Ces très précieux édicules

Quarante-six sanisettes desservent Bordeaux, un renouvellement complet de ce mobilier urbain est entrepris depuis le mois d'avril 2015.

 

Objets inanimés, avez-vous donc une âme ? Le témoignage posthume d'une de ces cabines apporte une claire réponse à la célèbre question d'Alphonse de Lamartine.

 

Sanisettes, tout l'art Decaux

« Je dessers ce petit coin des allées d'Orléans, tout près de l'Office du tourisme, bercée par les flonflons de la Foire aux plaisirs, seul recours à la question récurrente des passants « Où sont les toilettes ? »

Jean Claude Decaux*, n° 1 mondial du mobilier urbain est le concepteur des 46 sanisettes et de tous les urinoirs dispersés dans les quartiers. Ayant la réputation d'être la plus impertinente des sanisettes, mon témoignage lèvera peut-être un voile sur ce que quelques mètres carrés d'intimité révèlent de secrets et de dissimulation. Car si certains écrivains ont bravé les tabous, Marcel Pagnol et les pissotières à roulettes dans Topaze, Gabriel Chevalier avec le fameux urinoir de Cloche merle, le sujet est vite relégué au rang scatologique.

On se gausse des dames-pipi, on parle pudiquement d'arrêts techniques lors des randonnées pédestres, seuls les Belges font un symbole de leur Manneken Pis. Notre contribution à la parité hommes-femmes, c'est l'accès de nos services à la gent féminine, frustrée par l'outrancière domination des urinoirs. Et puis, la gratuité de notre utilisation a resserré le tissu social, je le constate avec ces queues devant mon accueillante porte d'entrée et dans mon confortable intérieur, je recense des visiteurs de toutes classes, de l'homme d'affaires à l'ouvrier de chantier, en passant par le SDF, au bout du rouleau, peut-être sans papiers, plus rarement quelques petits consommateurs de produits illicites.

Qu'on en juge, pour l'ensemble des cabines, nos statisticiens ont relevé 900 000 visites en 2013, avec un pic de fréquentation de 93 000 en août, la sanisette des Quinconces étant la plus sollicitée. »

                                                          

Une belle Espagnole sur les Quinconces ( D. Sherwin-White)

De l'empereur Vespasien à l'empire Decaux

« Le contrat entre la ville de Bordeaux et la société Decaux arrivant à échéance, le Conseil municipal a opté en décembre 2014 pour la société PRIMUR comme nouveau prestataire.
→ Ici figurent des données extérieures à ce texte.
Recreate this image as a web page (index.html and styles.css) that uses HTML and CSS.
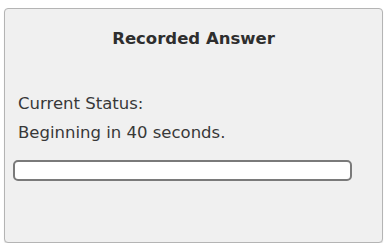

Notre parc coûtait 1,5 million d'euros l'an contre 700 000 pour PRIMUR, ce fut notre arrêt de mort, les 46 sanisettes seront remplacées par des installations ibériques.

PRIMUR est chargée de la fabrication des blocs, deux entreprises sous-traitantes assureront la pose et la maintenance (coût du démontage 100 000 euros). Je suis condamnée comme mes consœurs. « Ils » sont venus exécuter la sentence avant l'été : durant le démantèlement et ma lente agonie, mes pensées allèrent vers mes ancêtres, pionniers du progrès sanitaire. J'ai ainsi remonté mon arbre généalogique jusqu'aux urinoirs publics de Rome voulus par l'Empereur Vespasien qui instaura une taxe sur la collecte d'urine, idée à creuser pour nos gouvernements ?

Je me suis remémoré ces barils d'aisance disposés au XVIIe siècle dans Paris par Antoine de Sartine, responsable de la police. En contournant les édicules construits sur les trottoirs parisiens par le Comte de Rambuteau, préfet de la Seine, père des pissotières, mon esprit m'a menée vers ces colonnes mauresques du préfet Delessert, futurs lieux de rendez-vous des résistants et des gays. (Peace and love en quelque sorte). Du brouillard ont surgi les chalets de nécessité, majoritaires avant l'arrivée des sanisettes.

Le 22 juillet, une rutilante cabine est venue combler le gros cratère, seul vestige de mon long règne sur les Quinconces.

Branchée le 10 août, elle est accessible aux personnes à mobilité réduite, dispose d'un réservoir d'eau de pluie de 450 litres et d'un éclairage naturel (lampes basse consommation). La valse des remplacements continue, allons, les Decaux sont beaux joueurs, la reine des Quinconces est morte, vive la cabine PRIMUR !

Que le Dieu des sanisettes lui soit propice.